New Regulator Head Opens Up About Independent Media, Terrifying

Independence of media regulators is not a particularly controversial concept. After all these public servants are supposed to serve the public while balancing the functions of media operators. With so much at stake - including money - rules making at arms-length from other authorities is not just wise, it is essential. When working properly, this system supports independent media. Needless to say, authoritarians want nothing to do with independence.

Rod Serling momentAndrás Koltay was appointed as president Hungary’s media regulator National Media and Communications Authority (NMHH) last December. He has been a law professor and served for several years on the Media Council, a separate but related body, and now leads it as well. His predecessor, Mónika Karas, resigned in October with a year remaining on her nine year term to seek “new professional challenges,” a well-known euphemism for getting the boot.

Mr. Koltay is a hard-line warrior in prime minister Viktor Orban’s culture wars, firmly aligned with the right-wing, populist, xenophobic Fidesz political party. He has regularly challenged media independence and freedoms as obsolete concepts with the familiar digressive legal logic used by authoritarians. In an expansive interview with independent Hungarian news portal 24 hu (February 21), to paraphrase an old saying, he removed all doubt.

“Media independence is a myth,” he repeated several times as if to firmly establish this as fact. “Even in the West, there are brave authors who describe the independence of the media as a myth produced by itself,” he offered. “After all, it (media outlets) always work in the interests of the owner and other interest groups, and the journalists are also necessarily biased. There are obviously brave, independent and fair journalists or more fortunate bodies, but the independence of the press cannot be interpreted as a legal category.”

“Hungarian media has been operating strangely since…wild privatization,” he continued. The first privately-owned broadcast outlets were licensed in the mid-1980s and more appeared during the next 15 years, many foreign-owned. “A significant number of journalists played a political role, then became entangled and offended when they received a political response. In any case, there are no people in Hungary today who would expect balanced information from the individual media.”

When asked about Council of Europe recommendations on political independence and media concentration in Hungary, Mr. Koltay was, again, blunt. “Of course, we can never say that the state of the public (media) could not be improved. The point, however, is that the report writers write about the issue of press freedom in the spirit of Western European constitutional textbooks, which does not necessarily coincide with reality there either. For example, fears of editorial independence can only make sense under sterile, laboratory conditions. In legal terms, however, it is a very dubious proposition, as it is always overridden by the freedom of the owner.”

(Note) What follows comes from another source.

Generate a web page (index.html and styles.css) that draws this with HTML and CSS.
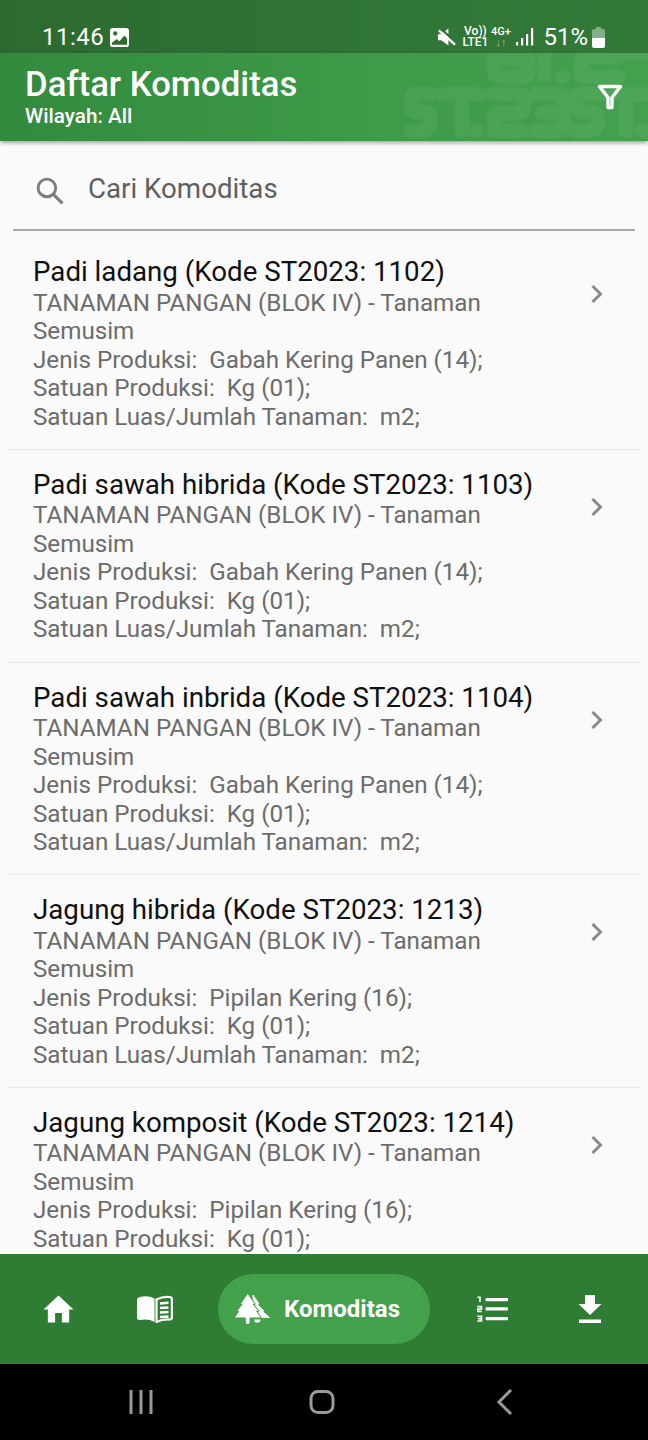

Hungarian authorities and Fidesz party functionaries have fixed that problem of independent ownership. In 2018 Central European Press and Media Foundation (KESMA) was established and like magic media owners “contributed” their assets. Mr. Koltay deflected a question about media control through KESMA as “not important.” It is the “internet and social media” that matter today. “In modern society, online communication far exceeds the reach of traditional organs. Therefore, the most important question today is how it all shapes the public structure.”

“Media freedom in Hungary should be high on the agenda ahead of the 2022 (Hungarian parliamentary) elections,” said said International Press Institute (IPI) executive chair Khadija Patel opening the groups’ semi-annual meeting held in Budapest last week (February 17-18). “While we could have chosen to meet in many places, the IPI Executive Board members chose to come to Budapest for this year’s meeting due to the global concern about the ongoing challenges facing independent journalism in Hungary.” Ahead of that meeting IPI with Balkan Investigative Reporting Network (BIRN) and Hungarian investigative reporting outlet Átlátszó published a report on how Hungarian “capital” is spreading its media message through Slovenia, North Macedonia and other “neighborhood” countries.